# WRITTEN REQUEST
Print the listing in its entirety and exactly, leaving out images.

### DATASET SECTION ###

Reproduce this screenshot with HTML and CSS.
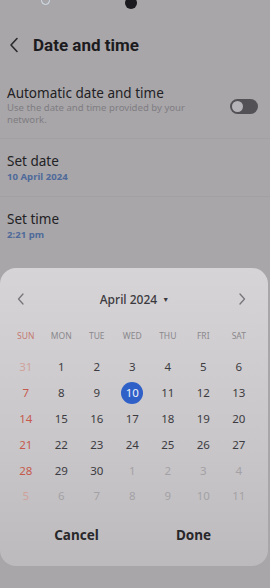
FILE: index.html
```html
<!DOCTYPE html>
<html>
<head>
<meta charset="utf-8">
<link rel="stylesheet" href="styles.css">
</head>
<body>
<div class="screen">
  <div class="statusbar">
    <span class="sb-icon"></span>
    <span class="camera"></span>
  </div>
  <div class="appbar">
    <svg class="back" width="10" height="16" viewBox="0 0 10 16"><path d="M8 1.5 L2 8 L8 14.5" fill="none" stroke="#2a2a2c" stroke-width="1.6" stroke-linecap="round" stroke-linejoin="round"/></svg>
    <h1 class="title">Date and time</h1>
  </div>
  <div class="list">
    <div class="item item-auto">
      <div class="item-text">
        <div class="item-title">Automatic date and time</div>
        <div class="item-sub">Use the date and time provided by your network.</div>
      </div>
      <div class="toggle"><span class="knob"></span></div>
    </div>
    <div class="item">
      <div class="item-text">
        <div class="item-title">Set date</div>
        <div class="item-value">10 April 2024</div>
      </div>
    </div>
    <div class="item">
      <div class="item-text">
        <div class="item-title">Set time</div>
        <div class="item-value">2:21 pm</div>
      </div>
    </div>
  </div>
  <div class="dialog">
    <div class="cal-head">
      <svg class="nav" width="8" height="12" viewBox="0 0 8 12"><path d="M6 1 L1.5 6 L6 11" fill="none" stroke="#77757a" stroke-width="1.3" stroke-linecap="round" stroke-linejoin="round"/></svg>
      <div class="month">April 2024 <span class="caret">&#9660;</span></div>
      <svg class="nav" width="8" height="12" viewBox="0 0 8 12"><path d="M2 1 L6.5 6 L2 11" fill="none" stroke="#77757a" stroke-width="1.3" stroke-linecap="round" stroke-linejoin="round"/></svg>
    </div>
    <div class="weekdays">
      <div class="wd sun">SUN</div><div class="wd">MON</div><div class="wd">TUE</div><div class="wd">WED</div><div class="wd">THU</div><div class="wd">FRI</div><div class="wd">SAT</div>
    </div>
    <div class="days">
      <div class="d sun dim">31</div><div class="d">1</div><div class="d">2</div><div class="d">3</div><div class="d">4</div><div class="d">5</div><div class="d">6</div>
      <div class="d sun">7</div><div class="d">8</div><div class="d">9</div><div class="d"><span class="sel">10</span></div><div class="d">11</div><div class="d">12</div><div class="d">13</div>
      <div class="d sun">14</div><div class="d">15</div><div class="d">16</div><div class="d">17</div><div class="d">18</div><div class="d">19</div><div class="d">20</div>
      <div class="d sun">21</div><div class="d">22</div><div class="d">23</div><div class="d">24</div><div class="d">25</div><div class="d">26</div><div class="d">27</div>
      <div class="d sun">28</div><div class="d">29</div><div class="d">30</div><div class="d dim">1</div><div class="d dim">2</div><div class="d dim">3</div><div class="d dim">4</div>
      <div class="d sun dim">5</div><div class="d dim">6</div><div class="d dim">7</div><div class="d dim">8</div><div class="d dim">9</div><div class="d dim">10</div><div class="d dim">11</div>
    </div>
    <div class="actions">
      <button class="btn">Cancel</button>
      <button class="btn">Done</button>
    </div>
  </div>
</div>
</body>
</html>
```

FILE: styles.css
```css
html, body {
  margin: 0;
  padding: 0;
}
body {
  width: 270px;
  height: 588px;
  overflow: hidden;
  background: #a8a6a9;
  font-family: "Noto Sans", "Open Sans", sans-serif;
  color: #1f1e21;
}
.screen {
  display: flex;
  flex-direction: column;
  height: 588px;
}
.statusbar {
  height: 20px;
  position: relative;
}
.sb-icon {
  position: absolute;
  left: 41px;
  top: -4px;
  width: 9px;
  height: 9px;
  border-radius: 50%;
  border: 1.5px solid #d6e4f0;
  box-sizing: border-box;
}
.camera {
  position: absolute;
  left: 125px;
  top: -3px;
  width: 12px;
  height: 12px;
  border-radius: 50%;
  background: #1b1a1e;
}
.appbar {
  display: flex;
  align-items: center;
  height: 50px;
  padding-left: 9px;
  gap: 14px;
}
.title {
  margin: 0;
  font-family: Roboto, "Noto Sans", sans-serif;
  font-size: 17px;
  font-weight: 700;
  color: #1c1b1e;
}
.list {
  display: flex;
  flex-direction: column;
  padding-top: 12px;
}
.item {
  display: flex;
  align-items: center;
  padding: 0 12px 0 7px;
  height: 57px;
  border-top: 1px solid #a2a0a3;
}
.item-auto {
  border-top: none;
  height: 54px;
  align-items: flex-start;
  padding-top: 2px;
}
.item-text {
  flex: 1;
}
.item-title {
  font-size: 13.5px;
  line-height: 18px;
  color: #222124;
}
.item-sub {
  font-size: 9.6px;
  line-height: 12px;
  color: #7f7d82;
  width: 200px;
}
.item-value {
  font-size: 9.6px;
  line-height: 13px;
  font-weight: 700;
  color: #4f6a9a;
}
.toggle {
  margin-top: 15px;
  width: 28px;
  height: 15px;
  border-radius: 8px;
  background: #535155;
  position: relative;
}
.knob {
  position: absolute;
  left: 2px;
  top: 2px;
  width: 11px;
  height: 11px;
  border-radius: 50%;
  background: #b5b3b7;
}
.dialog {
  margin-top: auto;
  margin-bottom: 22px;
  margin-right: 2px;
  height: 298px;
  border-radius: 16px;
  background: linear-gradient(#d6d4d7, #c8c6c9 60%, #bcbabd);
  display: flex;
  flex-direction: column;
  box-sizing: border-box;
  padding: 0 8px;
}
.cal-head {
  display: flex;
  align-items: center;
  justify-content: space-between;
  height: 32px;
  margin-top: 15px;
  padding: 0 14px 0 9px;
}
.month {
  font-size: 12px;
  font-weight: 500;
  color: #3a393d;
  margin-left: 6px;
}
.caret {
  font-size: 7px;
  vertical-align: 2px;
  margin-left: 2px;
}
.weekdays, .days {
  display: grid;
  grid-template-columns: repeat(7, 35.5px);
}
.weekdays {
  grid-auto-rows: 24px;
  margin-top: 9px;
}
.days {
  grid-auto-rows: 25.8px;
  margin-top: 6px;
}
.wd {
  font-size: 8.5px;
  color: #8a888c;
  text-align: center;
  line-height: 24px;
}
.wd.sun {
  color: #c47a72;
}
.d {
  font-size: 11.5px;
  color: #3c3b3f;
  display: flex;
  align-items: center;
  justify-content: center;
}
.d.sun {
  color: #c65a4d;
}
.d.dim {
  color: #a3a1a5;
}
.d.sun.dim {
  color: #d0a29c;
}
.sel {
  width: 22px;
  height: 22px;
  border-radius: 50%;
  background: #2f60c8;
  color: #eef2fb;
  display: flex;
  align-items: center;
  justify-content: center;
}
.actions {
  display: flex;
  margin-top: 6px;
  padding: 0 8px 0 10px;
  height: 40px;
  align-items: center;
}
.btn {
  flex: 1;
  background: none;
  border: none;
  font-family: inherit;
  font-size: 13.5px;
  font-weight: 700;
  color: #28272a;
  padding: 0;
}
```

###

# RESPONSE FOR THIS EXERCISE
Reproduce this screenshot with HTML and CSS.
FILE: index.html
```html
<!DOCTYPE html>
<html>
<head>
<meta charset="utf-8">
<link rel="stylesheet" href="styles.css">
</head>
<body>
<div class="screen">
  <div class="statusbar">
    <span class="sb-icon"></span>
    <span class="camera"></span>
  </div>
  <div class="appbar">
    <svg class="back" width="10" height="16" viewBox="0 0 10 16"><path d="M8 1.5 L2 8 L8 14.5" fill="none" stroke="#2a2a2c" stroke-width="1.6" stroke-linecap="round" stroke-linejoin="round"/></svg>
    <h1 class="title">Date and time</h1>
  </div>
  <div class="list">
    <div class="item item-auto">
      <div class="item-text">
        <div class="item-title">Automatic date and time</div>
        <div class="item-sub">Use the date and time provided by your network.</div>
      </div>
      <div class="toggle"><span class="knob"></span></div>
    </div>
    <div class="item">
      <div class="item-text">
        <div class="item-title">Set date</div>
        <div class="item-value">10 April 2024</div>
      </div>
    </div>
    <div class="item">
      <div class="item-text">
        <div class="item-title">Set time</div>
        <div class="item-value">2:21 pm</div>
      </div>
    </div>
  </div>
  <div class="dialog">
    <div class="cal-head">
      <svg class="nav" width="8" height="12" viewBox="0 0 8 12"><path d="M6 1 L1.5 6 L6 11" fill="none" stroke="#77757a" stroke-width="1.3" stroke-linecap="round" stroke-linejoin="round"/></svg>
      <div class="month">April 2024 <span class="caret">&#9660;</span></div>
      <svg class="nav" width="8" height="12" viewBox="0 0 8 12"><path d="M2 1 L6.5 6 L2 11" fill="none" stroke="#77757a" stroke-width="1.3" stroke-linecap="round" stroke-linejoin="round"/></svg>
    </div>
    <div class="weekdays">
      <div class="wd sun">SUN</div><div class="wd">MON</div><div class="wd">TUE</div><div class="wd">WED</div><div class="wd">THU</div><div class="wd">FRI</div><div class="wd">SAT</div>
    </div>
    <div class="days">
      <div class="d sun dim">31</div><div class="d">1</div><div class="d">2</div><div class="d">3</div><div class="d">4</div><div class="d">5</div><div class="d">6</div>
      <div class="d sun">7</div><div class="d">8</div><div class="d">9</div><div class="d"><span class="sel">10</span></div><div class="d">11</div><div class="d">12</div><div class="d">13</div>
      <div class="d sun">14</div><div class="d">15</div><div class="d">16</div><div class="d">17</div><div class="d">18</div><div class="d">19</div><div class="d">20</div>
      <div class="d sun">21</div><div class="d">22</div><div class="d">23</div><div class="d">24</div><div class="d">25</div><div class="d">26</div><div class="d">27</div>
      <div class="d sun">28</div><div class="d">29</div><div class="d">30</div><div class="d dim">1</div><div class="d dim">2</div><div class="d dim">3</div><div class="d dim">4</div>
      <div class="d sun dim">5</div><div class="d dim">6</div><div class="d dim">7</div><div class="d dim">8</div><div class="d dim">9</div><div class="d dim">10</div><div class="d dim">11</div>
    </div>
    <div class="actions">
      <button class="btn">Cancel</button>
      <button class="btn">Done</button>
    </div>
  </div>
</div>
</body>
</html>
```

FILE: styles.css
```css
html, body {
  margin: 0;
  padding: 0;
}
body {
  width: 270px;
  height: 588px;
  overflow: hidden;
  background: #a8a6a9;
  font-family: "Noto Sans", "Open Sans", sans-serif;
  color: #1f1e21;
}
.screen {
  display: flex;
  flex-direction: column;
  height: 588px;
}
.statusbar {
  height: 20px;
  position: relative;
}
.sb-icon {
  position: absolute;
  left: 41px;
  top: -4px;
  width: 9px;
  height: 9px;
  border-radius: 50%;
  border: 1.5px solid #d6e4f0;
  box-sizing: border-box;
}
.camera {
  position: absolute;
  left: 125px;
  top: -3px;
  width: 12px;
  height: 12px;
  border-radius: 50%;
  background: #1b1a1e;
}
.appbar {
  display: flex;
  align-items: center;
  height: 50px;
  padding-left: 9px;
  gap: 14px;
}
.title {
  margin: 0;
  font-family: Roboto, "Noto Sans", sans-serif;
  font-size: 17px;
  font-weight: 700;
  color: #1c1b1e;
}
.list {
  display: flex;
  flex-direction: column;
  padding-top: 12px;
}
.item {
  display: flex;
  align-items: center;
  padding: 0 12px 0 7px;
  height: 57px;
  border-top: 1px solid #a2a0a3;
}
.item-auto {
  border-top: none;
  height: 54px;
  align-items: flex-start;
  padding-top: 2px;
}
.item-text {
  flex: 1;
}
.item-title {
  font-size: 13.5px;
  line-height: 18px;
  color: #222124;
}
.item-sub {
  font-size: 9.6px;
  line-height: 12px;
  color: #7f7d82;
  width: 200px;
}
.item-value {
  font-size: 9.6px;
  line-height: 13px;
  font-weight: 700;
  color: #4f6a9a;
}
.toggle {
  margin-top: 15px;
  width: 28px;
  height: 15px;
  border-radius: 8px;
  background: #535155;
  position: relative;
}
.knob {
  position: absolute;
  left: 2px;
  top: 2px;
  width: 11px;
  height: 11px;
  border-radius: 50%;
  background: #b5b3b7;
}
.dialog {
  margin-top: auto;
  margin-bottom: 22px;
  margin-right: 2px;
  height: 298px;
  border-radius: 16px;
  background: linear-gradient(#d6d4d7, #c8c6c9 60%, #bcbabd);
  display: flex;
  flex-direction: column;
  box-sizing: border-box;
  padding: 0 8px;
}
.cal-head {
  display: flex;
  align-items: center;
  justify-content: space-between;
  height: 32px;
  margin-top: 15px;
  padding: 0 14px 0 9px;
}
.month {
  font-size: 12px;
  font-weight: 500;
  color: #3a393d;
  margin-left: 6px;
}
.caret {
  font-size: 7px;
  vertical-align: 2px;
  margin-left: 2px;
}
.weekdays, .days {
  display: grid;
  grid-template-columns: repeat(7, 35.5px);
}
.weekdays {
  grid-auto-rows: 24px;
  margin-top: 9px;
}
.days {
  grid-auto-rows: 25.8px;
  margin-top: 6px;
}
.wd {
  font-size: 8.5px;
  color: #8a888c;
  text-align: center;
  line-height: 24px;
}
.wd.sun {
  color: #c47a72;
}
.d {
  font-size: 11.5px;
  color: #3c3b3f;
  display: flex;
  align-items: center;
  justify-content: center;
}
.d.sun {
  color: #c65a4d;
}
.d.dim {
  color: #a3a1a5;
}
.d.sun.dim {
  color: #d0a29c;
}
.sel {
  width: 22px;
  height: 22px;
  border-radius: 50%;
  background: #2f60c8;
  color: #eef2fb;
  display: flex;
  align-items: center;
  justify-content: center;
}
.actions {
  display: flex;
  margin-top: 6px;
  padding: 0 8px 0 10px;
  height: 40px;
  align-items: center;
}
.btn {
  flex: 1;
  background: none;
  border: none;
  font-family: inherit;
  font-size: 13.5px;
  font-weight: 700;
  color: #28272a;
  padding: 0;
}
```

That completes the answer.